• [What you need to do]
Find all lines in the listing that include the word "page", then copy them.

• [Dataset extract]

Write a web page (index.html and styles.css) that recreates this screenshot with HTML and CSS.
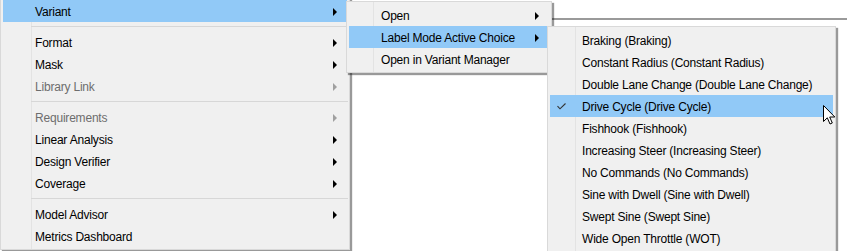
FILE: index.html
```html
<!DOCTYPE html>
<html lang="en">
<head>
  <meta charset="UTF-8" />
  <meta name="viewport" content="width=device-width, initial-scale=1.0"/>
  <title>Variant Context Menu</title>
  <link rel="stylesheet" href="styles.css">
</head>
<body>
  <!-- window behind the popup menus -->
  <div class="canvas"></div>

  <div class="menu menu-main">
    <div class="item active"><span class="label">Variant</span><span class="arrow"></span></div>
    <div class="sep"></div>
    <div class="item"><span class="label">Format</span><span class="arrow"></span></div>
    <div class="item"><span class="label">Mask</span><span class="arrow"></span></div>
    <div class="item disabled"><span class="label">Library Link</span><span class="arrow"></span></div>
    <div class="sep"></div>
    <div class="item disabled"><span class="label">Requirements</span><span class="arrow"></span></div>
    <div class="item"><span class="label">Linear Analysis</span><span class="arrow"></span></div>
    <div class="item"><span class="label">Design Verifier</span><span class="arrow"></span></div>
    <div class="item"><span class="label">Coverage</span><span class="arrow"></span></div>
    <div class="sep"></div>
    <div class="item"><span class="label">Model Advisor</span><span class="arrow"></span></div>
    <div class="item"><span class="label">Metrics Dashboard</span></div>
  </div>

  <div class="menu menu-variant">
    <div class="item"><span class="label">Open</span><span class="arrow"></span></div>
    <div class="item active"><span class="label">Label Mode Active Choice</span><span class="arrow"></span></div>
    <div class="item"><span class="label">Open in Variant Manager</span></div>
  </div>

  <div class="menu menu-choices">
    <div class="item"><span class="label">Braking (Braking)</span></div>
    <div class="item"><span class="label">Constant Radius (Constant Radius)</span></div>
    <div class="item"><span class="label">Double Lane Change (Double Lane Change)</span></div>
    <div class="item active">
      <svg class="check" width="9" height="7" viewBox="0 0 9 7"><polyline points="0.5,3.2 3,5.8 8.5,0.5" fill="none" stroke="#333" stroke-width="1.1"/></svg>
      <span class="label">Drive Cycle (Drive Cycle)</span>
    </div>
    <div class="item"><span class="label">Fishhook (Fishhook)</span></div>
    <div class="item"><span class="label">Increasing Steer (Increasing Steer)</span></div>
    <div class="item"><span class="label">No Commands (No Commands)</span></div>
    <div class="item"><span class="label">Sine with Dwell (Sine with Dwell)</span></div>
    <div class="item"><span class="label">Swept Sine (Swept Sine)</span></div>
    <div class="item"><span class="label">Wide Open Throttle (WOT)</span></div>
  </div>

  <!-- mouse pointer over the checked choice -->
  <svg class="cursor" width="13" height="20" viewBox="0 0 13 20">
    <path d="M0.5 0.5 L0.5 16.5 L4.3 12.8 L7 19 L9.3 18 L6.7 12 L11.8 12 Z" fill="#fff" stroke="#000" stroke-width="1" stroke-linejoin="miter"/>
  </svg>
</body>
</html>
```

FILE: styles.css
```css
body {
  margin: 0;
  background: #fff;
  font-family: "Liberation Sans", Arial, sans-serif;
  font-size: 12px;
  letter-spacing: -0.2px;
  color: #000;
  height: 251px;
  overflow: hidden;
  position: relative;
}
.canvas {
  margin-top: 18px;
  border-top: 2px solid #9a9a9a;
}
.menu {
  position: absolute;
  box-sizing: border-box;
  border: 1px solid #d9d9d9;
  padding: 2px;
  background: linear-gradient(#e3e3e3, #e3e3e3) 27px 0 / 1px 100% no-repeat #f0f0f0;
  box-shadow: 2px 2px 1px rgba(0,0,0,0.4);
}
.menu-main {
  left: 0;
  top: -3px;
  width: 350px;
  background-position: 30px 0;
}
.menu-variant {
  left: 346px;
  top: 1px;
  width: 206px;
  background-position: 26px 0;
}
.menu-choices {
  left: 547px;
  top: 26px;
  width: 289px;
}
.item {
  display: flex;
  align-items: center;
  box-sizing: border-box;
  height: 22px;
  padding: 1px 10px 0 32px;
}
.item.active {
  background: #91c9f7;
}
.item.disabled {
  color: #6d6d6d;
}
.label {
  flex: 1;
  white-space: nowrap;
}
.arrow {
  width: 0;
  height: 0;
  border-left: 4px solid #000;
  border-top: 4px solid transparent;
  border-bottom: 4px solid transparent;
}
.disabled .arrow {
  border-left-color: #a0a0a0;
}
.sep {
  height: 1px;
  margin: 4px -1px 4px 28px;
  background: #d7d7d7;
}
.check {
  flex: none;
  margin-left: -25px;
  margin-right: 16px;
}
.cursor {
  position: absolute;
  left: 823px;
  top: 105px;
}
```
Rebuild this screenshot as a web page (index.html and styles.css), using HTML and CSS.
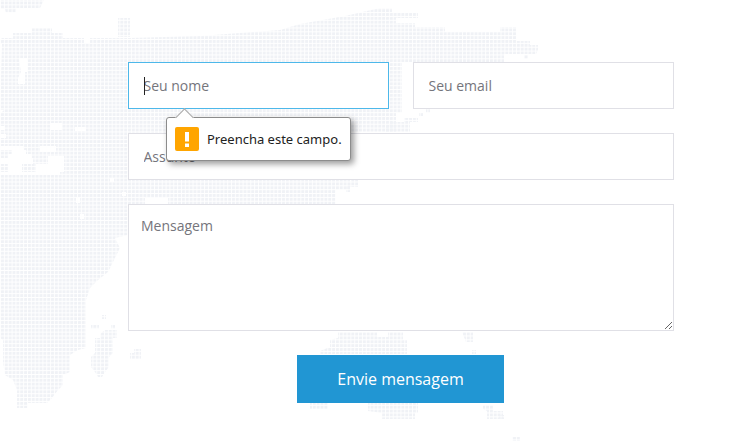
FILE: index.html
```html
<!DOCTYPE html>
<html lang="pt">
<head>
<meta charset="utf-8">
<title>Contato</title>
<link rel="stylesheet" href="styles.css">
</head>
<body>
<main class="page">
  <svg class="map" width="743" height="441" viewBox="0 0 743 441" aria-hidden="true">
    <defs>
      <pattern id="dots" width="3.85" height="3.85" patternUnits="userSpaceOnUse" x="1" y="1.5">
        <rect width="3" height="3" rx="0.5" class="dot"></rect>
      </pattern>
    </defs>
    <g class="land">
      <polygon points="0,0 44,0 40,8 16,8 16,13 6,13 5,9 0,9"></polygon>
      <polygon points="118,18 130,18 130,37 118,37"></polygon>
      <polygon points="2,38 13,38 13,33 32,33 32,28 52,28 52,33 63,33 63,38 130,38 200,36 280,30 300,24 345,16 380,8 392,8 392,13 418,13 418,18 396,18 396,23 415,23 415,27 445,27 445,32 500,32 500,27 516,27 516,36 516,41 530,41 530,45 538,45 538,50 536,54 504,54 504,62 402,62 402,113 396,113 396,132 350,132 350,190 336,190 336,204 300,204 168,205 143,205 128,206 128,235 115,238 120,248 113,262 108,272 98,280 90,288 86,300 86,348 78,350 70,355 70,372 63,375 63,385 58,390 52,398 47,403 28,403 28,408 17,408 17,390 13,380 5,375 3,362 3,340 0,338 0,110 2,44 0,44 0,40"></polygon>
      <polygon points="95,338 113,338 113,353 109,357 109,367 105,372 102,377 98,377 95,372 91,367 91,357 95,353"></polygon>
      <rect x="91" y="325" width="8" height="4"></rect>
      <rect x="111" y="325" width="4" height="4"></rect>
      <rect x="102" y="315" width="4" height="4"></rect>
      <polygon points="105,330 117,330 117,338 100,338 100,334"></polygon>
      <polygon points="130,357 130,353 134,353 134,349 141,349 141,359 130,359"></polygon>
      <rect x="426" y="109" width="4" height="4"></rect>
      <polygon points="404,118 418,118 418,122 410,122 410,132 385,132 385,128 392,122 404,122"></polygon>
      <rect x="419" y="113" width="4" height="4"></rect>
      <polygon points="352,178 358,178 358,187 350,187 350,192 346,192 346,187 350,183"></polygon>
      <rect x="524" y="55" width="4" height="4"></rect>
      <polygon points="338,332 377,332 377,337 388,337 388,332 403,332 403,340 407,340 407,354 320,354 320,351 330,347 330,340 338,338"></polygon>
      <polygon points="462,332 473,332 473,342 466,342"></polygon>
      <rect x="472" y="350" width="4" height="4"></rect>
      <rect x="310" y="403" width="18" height="6"></rect>
      <polygon points="368,403 418,403 418,413 415,413 415,419 382,419 382,413 368,411"></polygon>
      <polygon points="483,405 493,405 493,411 503,411 503,419 487,419 487,411 483,409"></polygon>
      <rect x="499" y="415" width="5" height="4"></rect>
      <rect x="512" y="437" width="8" height="4"></rect>
    </g>
    <g class="holes">
      <polygon points="19,58 27,58 27,72 25,72 25,84 18,84 18,78 21,72"></polygon>
      <polygon points="0,110 4,110 0,114"></polygon>
      <rect x="84" y="38" width="6" height="5"></rect>
      <rect x="0" y="126" width="5" height="4"></rect>
      <rect x="50" y="123" width="12" height="7"></rect>
      <rect x="75" y="127" width="11" height="4"></rect>
      <rect x="0" y="134" width="6" height="4"></rect>
      <rect x="0" y="146" width="24" height="4"></rect>
      <rect x="40" y="146" width="16" height="6"></rect>
      <rect x="12" y="150" width="14" height="6"></rect>
      <rect x="8" y="154" width="24" height="4"></rect>
      <rect x="0" y="158" width="33" height="6"></rect>
      <rect x="48" y="156" width="16" height="16"></rect>
      <rect x="8" y="164" width="14" height="8"></rect>
      <rect x="36" y="164" width="24" height="8"></rect>
      <rect x="0" y="172" width="60" height="3"></rect>
      <rect x="110" y="178" width="4" height="4"></rect>
      <rect x="76" y="197" width="4" height="6"></rect>
      <rect x="122" y="192" width="4" height="4"></rect>
      <rect x="145" y="198" width="23" height="8"></rect>
      <rect x="80" y="214" width="4" height="5"></rect>
    </g>
  </svg>

  <form class="form">
    <div class="field">
      <input class="input input--focus" type="text" placeholder="Seu nome">
      <span class="caret"></span>
      <div class="tip">
        <span class="tip__arrow"></span>
        <svg class="tip__icon" width="24" height="24" viewBox="0 0 24 24" aria-hidden="true">
          <rect width="24" height="24" rx="2" class="tip__bg"></rect>
          <rect x="10" y="5" width="4" height="9.5" class="tip__mark"></rect>
          <rect x="10" y="16.5" width="4" height="3.5" class="tip__mark"></rect>
        </svg>
        <span class="tip__text">Preencha este campo.</span>
      </div>
    </div>
    <div class="field">
      <input class="input" type="email" placeholder="Seu email">
    </div>
    <div class="field field--wide">
      <input class="input" type="text" placeholder="Assunto">
    </div>
    <div class="field field--wide">
      <textarea class="textarea" placeholder="Mensagem"></textarea>
    </div>
    <div class="field field--wide actions">
      <button class="button" type="button">Envie mensagem</button>
    </div>
  </form>
</main>
</body>
</html>
```

FILE: styles.css
```css
* {
  box-sizing: border-box;
}

html,
body {
  margin: 0;
  background: #fff;
}

.page {
  position: relative;
  width: 743px;
  height: 441px;
  overflow: hidden;
  padding: 62px 69px 0 128px;
  font-family: "Open Sans", "Noto Sans", sans-serif;
}

.map {
  position: absolute;
  top: 0;
  left: 0;
}

.dot {
  fill: #f0f2f6;
}

.land polygon,
.land rect {
  fill: url(#dots);
}

.holes polygon,
.holes rect {
  fill: #fff;
}

.form {
  position: relative;
  display: grid;
  grid-template-columns: 261px 261px;
  column-gap: 24px;
  row-gap: 24px;
}

.field {
  position: relative;
  display: flex;
}

.field--wide {
  grid-column: 1 / -1;
}

.input,
.textarea {
  display: block;
  width: 100%;
  margin: 0;
  border: 1px solid #e0e0e6;
  border-radius: 0;
  background: #fff;
  color: #333;
  font-family: inherit;
  font-size: 14px;
  outline: none;
}

.input {
  height: 47px;
  padding: 0 14.5px;
}

.textarea {
  height: 127px;
  padding: 11px 12px;
  line-height: 20px;
  resize: vertical;
}

.input::placeholder,
.textarea::placeholder {
  color: #75757c;
  opacity: 1;
}

.input--focus {
  border-color: #4db8ea;
}

.caret {
  position: absolute;
  top: 15px;
  left: 16px;
  width: 1px;
  height: 18px;
  background: #222;
}

.actions {
  padding-left: 169px;
}

.button {
  width: 207px;
  height: 48px;
  padding: 0;
  border: 0;
  background: #2196d3;
  color: #fff;
  font-family: inherit;
  font-size: 16px;
  cursor: pointer;
}

.tip {
  position: absolute;
  top: 55px;
  left: 38px;
  z-index: 2;
  display: flex;
  align-items: center;
  gap: 8px;
  width: 185px;
  height: 44px;
  padding: 0 8px;
  border: 1px solid #8c8c8c;
  border-radius: 3px;
  background: #fff;
  box-shadow: 3px 3px 6px rgba(0, 0, 0, 0.4);
}

.tip__arrow {
  position: absolute;
  top: -7px;
  left: 11px;
  width: 13px;
  height: 13px;
  border-top: 1px solid #a8a8a8;
  border-left: 1px solid #a8a8a8;
  background: #fff;
  transform: rotate(45deg);
}

.tip__icon {
  flex: none;
}

.tip__bg {
  fill: #ffa500;
}

.tip__mark {
  fill: #fff;
}

.tip__text {
  color: #222;
  font-family: "Noto Sans", "Open Sans", sans-serif;
  font-size: 13px;
  white-space: nowrap;
}
```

• [Solution below]
Write a web page (index.html and styles.css) that recreates this screenshot with HTML and CSS.
Rebuild this screenshot as a web page (index.html and styles.css), using HTML and CSS.
<main class="page">
.page {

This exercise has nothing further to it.